Modeling Disruptions: The author uses a "Three-Constant Current Profile" model to analyze how different current shapes affect internal inductance ( $\ell_i$ ) and the safety factor ( $q$ ), comparing these against stability diagrams (Cheng et al.) and experimental data from JET, DIII-D, and MAST-U.
Helicity Conservation: In the appendix, the paper analyzes the behavior of magnetic helicity during disruptions when magnetic surfaces break down, showing how the current profile flattens while conserving helicity.

3. Key Contributions and Derivations

A. Exact Formulation of Faraday's Law

The paper derives an exact relation for the evolution of poloidal flux $\psi_p$ on a magnetic surface:
$\frac{\partial \psi_p(\psi_t, t)}{\partial t} = V_\ell(\psi_t, t)$
Where $V_\ell$ is the local loop voltage.

Critique of Previous Models: The author demonstrates that assuming a time-independent current profile (as done in the criticized Nuclear Fusion paper) is mathematically inconsistent with Faraday's Law unless the loop voltage is spatially constant and the resistivity/temperature profiles evolve in a very specific, unlikely way.
Flux Components: The paper emphasizes that the total poloidal flux $\Psi_p$ includes a significant external component ( $\Psi_{ex}$ ) generated by the plasma current outside the plasma boundary. Previous models often ignored this, leading to errors in calculating the required solenoid flux swing.

B. Safety Factor and Internal Inductance

Using Boozer coordinates, the author derives simple, exact expressions for the safety factor $q$ and internal inductance $\ell_i$ that account for arbitrary magnetic surface shaping (ellipticity, triangularity, and separatrix effects).

Separatrix Effect: The presence of a separatrix (divertor) effectively halves the safety factor ratio $q(0)/q_{95}$ compared to circular surfaces.
Shaping: The shape function $\sigma(\psi_t)$ is shown to directly influence the relationship between the current profile and the safety factor.

C. Constraints on Disruption Avoidance

Small Tolerance: The analysis shows that the "stability window" for current profiles (defined by $\ell_i$ and $q_{95}$ ) is extremely narrow.

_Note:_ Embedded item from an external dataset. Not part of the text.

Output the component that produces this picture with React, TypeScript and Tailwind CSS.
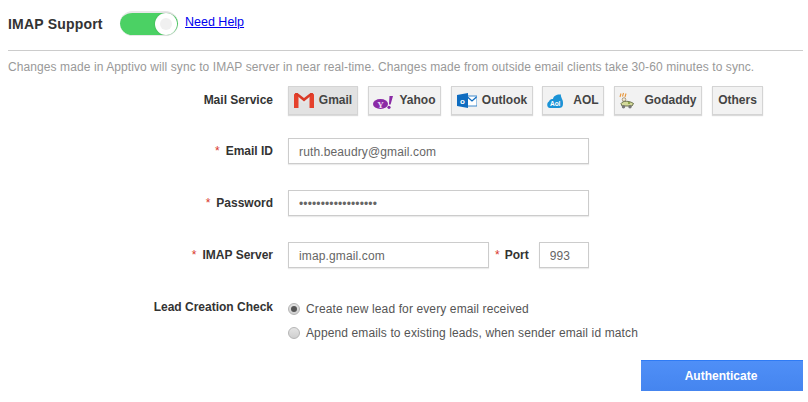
import React from "react";

const Gmail = () => (
  <svg width="20" height="15" viewBox="0 0 20 15" className="shrink-0">
    <path d="M0 1.5 L1.5 0 L3.5 0 L10 5 L16.5 0 L18.5 0 L20 1.5 V15 H15.5 V6.5 L10 10.5 L4.5 6.5 V15 H0 Z" fill="#e8e8e8" />
    <path d="M0 1.5 L1.5 0 L3 0 L4.5 1.2 V15 H0 Z M20 1.5 L18.5 0 L17 0 L15.5 1.2 V15 H20 Z" fill="#e5412c" />
    <path d="M1.5 0 L3.5 0 L10 5 L16.5 0 L18.5 0 L19 1 L10 8.5 L1 1 Z" fill="#d93a27" />
  </svg>
);
const Yahoo = () => (
  <svg width="20" height="13" viewBox="0 0 20 13" className="shrink-0 mt-[3px]">
    <ellipse cx="7.5" cy="8" rx="7.5" ry="5" fill="#8a2aa5" />
    <text x="7.5" y="11.5" fontSize="9" fontWeight="700" textAnchor="middle" fill="#ecdcf2" fontFamily="Liberation Serif">Y</text>
    <path d="M16.5 0 L20 0 L17.6 8.5 L16 8.5 Z" fill="#8a2aa5" />
    <circle cx="16" cy="11.3" r="1.6" fill="#8a2aa5" />
  </svg>
);
const Outlook = () => (
  <svg width="20" height="15" viewBox="0 0 20 15" className="shrink-0">
    <path d="M10 3 H20 V13 H10 Z" fill="#ffffff" stroke="#0e6cc0" strokeWidth="0.8" />
    <path d="M10.5 4 L15 8 L19.5 4" fill="none" stroke="#0e6cc0" strokeWidth="1.3" />
    <path d="M0 2 L11 0 V15 L0 13 Z" fill="#0e6cc0" />
    <text x="5.5" y="11" fontSize="8" fontWeight="700" textAnchor="middle" fill="#ffffff" fontFamily="Liberation Sans">o</text>
  </svg>
);
const Aol = () => (
  <svg width="16" height="14" viewBox="0 0 16 14" className="shrink-0">
    <path d="M3 14 C-0.5 14 -0.5 8.5 2 7.5 C2.5 5.5 4.5 5 6 5 C6.5 1.5 10 0 14 0.5 C13.5 2 14.5 3.5 15 5 C16 7 16 8 16 10 C16 13 14 14 12 14 Z" fill="#1b93d6" />
    <text x="8.2" y="11.5" fontSize="6.5" fontWeight="700" textAnchor="middle" fill="#ffffff" fontFamily="Liberation Sans">Aol</text>
  </svg>
);
const Godaddy = () => (
  <svg width="15" height="17" viewBox="0 0 15 17" className="shrink-0">
    <path d="M1 5 L2 1.5 M3.5 4.5 L4.5 1 M6 5 L7 1.5" stroke="#e8963a" strokeWidth="1.1" fill="none" />
    <circle cx="5" cy="7.5" r="1.8" fill="#f3ead8" stroke="#7d6a4a" strokeWidth="0.6" />
    <path d="M2 11.5 C4 8.5 10 8.5 14.5 11.5 L13 14 H3 Z" fill="#d3d99a" stroke="#4e5530" strokeWidth="0.8" />
    <circle cx="10" cy="11" r="1.1" fill="#7f9a3a" />
    <circle cx="4.5" cy="14.8" r="1.7" fill="#777" />
    <circle cx="11" cy="14.8" r="1.7" fill="#777" />
  </svg>
);

const services = [
  { name: "Gmail", icon: <Gmail />, w: "w-[70px]", gap: "gap-[5px]", active: true },
  { name: "Yahoo", icon: <Yahoo />, w: "w-[73px]", gap: "gap-[6px]" },
  { name: "Outlook", icon: <Outlook />, w: "w-[82px]", gap: "gap-[5px]" },
  { name: "AOL", icon: <Aol />, w: "w-[62px]", gap: "gap-[10px]" },
  { name: "Godaddy", icon: <Godaddy />, w: "w-[88px]", gap: "gap-[10px]" },
  { name: "Others", w: "w-[51px]", gap: "gap-0" },
];

const Label = ({ children, req, up }: { children: React.ReactNode; req?: boolean; up?: boolean }) => (
  <div className={`w-[265px] shrink-0 text-right text-[12px] font-bold text-[#333] leading-[16px] ${up ? "mb-[2px]" : ""}`}>
    {req && <span className="text-[#d9362b] font-normal mr-[6px]">*</span>}
    {children}
  </div>
);

const inputCls =
  "h-[26px] border border-[#ccc] bg-white pl-[10px] pt-px text-[12px] tracking-[0.13px] text-[#666] outline-none shadow-[0_1px_1px_rgba(0,0,0,0.08)] font-['Liberation_Sans',sans-serif]";

const Radio = ({ checked }: { checked?: boolean }) => (
  <span className="w-[12px] h-[12px] rounded-full border border-[#b5b5b5] bg-gradient-to-b from-[#e4e4e4] to-[#cfcfcf] flex items-center justify-center shrink-0">
    {checked && <span className="w-[6px] h-[6px] rounded-full bg-[#555]" />}
  </span>
);

export default function App() {
  return (
    <div className="w-[808px] h-[402px] bg-white overflow-hidden pl-[8px] pr-[5px] font-['Liberation_Sans',Arial,sans-serif]">
      <div className="flex items-start h-[50px] border-b border-[#ccc] box-content -mb-px">
        <div className="mt-[16px] w-[112px] text-[14px] font-bold tracking-[0.2px] leading-[17px] text-[#333]">IMAP Support</div>
        <div className="mt-[11px] w-[58px] h-[25px] rounded-full bg-[#4bd164] border-t-2 border-b border-[#e8e8e8] relative">
          <span className="absolute right-[1px] top-0 w-[22px] h-[22px] rounded-full bg-white shadow-[0_0_2px_rgba(0,0,0,0.2)] flex items-center justify-center">
            <span className="w-[12px] h-[12px] rounded-full bg-[#f0f0f0]" />
          </span>
        </div>
        <a className="ml-[7px] mt-[15px] text-[12.5px] leading-[15px] text-[#0000ee] underline" href="#">Need Help</a>
      </div>
      <p className="mt-[10px] text-[12px] tracking-[0.09px] leading-[14px] text-[#999] whitespace-nowrap">
        Changes made in Apptivo will sync to IMAP server in near real-time. Changes made from outside email clients take 30-60 minutes to sync.
      </p>

      <div className="mt-[12px] flex items-center h-[29px]">
        <Label up>Mail Service</Label>
        <div className="ml-[15px] flex">
          {services.map((s, i) => (
            <div
              key={s.name}
              className={`${s.w} ${s.gap} ${i === 0 ? "" : i === 3 ? "ml-[9px]" : "ml-[10px]"} h-[29px] flex items-center justify-center border border-[#d4d4d4] text-[12px] font-bold text-[#444] whitespace-nowrap shadow-[0_1px_1px_rgba(0,0,0,0.14)] ${s.active ? "bg-[#e2e2e2]" : "bg-[#f2f2f2]"}`}
            >
              {s.icon}
              <span className="mb-[2px]">{s.name}</span>
            </div>
          ))}
        </div>
      </div>

      <div className="mt-[23px] flex items-center h-[26px]">
        <Label req>Email ID</Label>
        <input readOnly value="ruth.beaudry@gmail.com" className={`${inputCls} ml-[15px] w-[301px]`} />
      </div>
      <div className="mt-[26px] flex items-center h-[26px]">
        <Label req>Password</Label>
        <input readOnly type="password" value="ruthbeaudrypasswor" className={`${inputCls} ml-[15px] w-[301px]`} />
      </div>
      <div className="mt-[26px] flex items-center h-[26px]">
        <Label req>IMAP Server</Label>
        <input readOnly value="imap.gmail.com" className={`${inputCls} ml-[15px] w-[201px]`} />
        <span className="ml-[6px] text-[#d9362b] text-[12px]">*</span>
        <span className="ml-[5px] w-[34px] text-[12px] font-bold text-[#333]">Port</span>
        <input readOnly value="993" className={`${inputCls} w-[50px]`} />
      </div>

      <div className="mt-[31px] flex items-start">
        <Label>Lead Creation Check</Label>
        <div className="ml-[15px] flex flex-col gap-[10px] mt-[3px]">
          <div className="flex items-center gap-[6px] h-[14px] text-[12px] tracking-[0.12px] text-[#555]"><Radio checked /><span>Create new lead for every email received</span></div>
          <div className="flex items-center gap-[6px] h-[14px] text-[12px] tracking-[0.12px] text-[#555]"><Radio /><span>Append emails to existing leads, when sender email id match</span></div>
        </div>
      </div>

      <div className="mt-[20px] flex justify-end">
        <button className="w-[162px] h-[31px] pr-[2px] bg-gradient-to-b from-[#4f8ff7] to-[#4585ef] border-t border-[#2f7bf5] text-white text-[12px] font-bold">Authenticate</button>
      </div>
    </div>
  );
}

A fractional change in the total poloidal flux of only 1/6 to 1/9 is sufficient to push a plasma from a stable state into a disruptive one.
Loop Voltage Constancy: To avoid disruptions, the loop voltage must be nearly spatially constant. However, maintaining this constancy during shutdown (ramp-down) is difficult because the plasma temperature and resistivity change rapidly, altering the current profile.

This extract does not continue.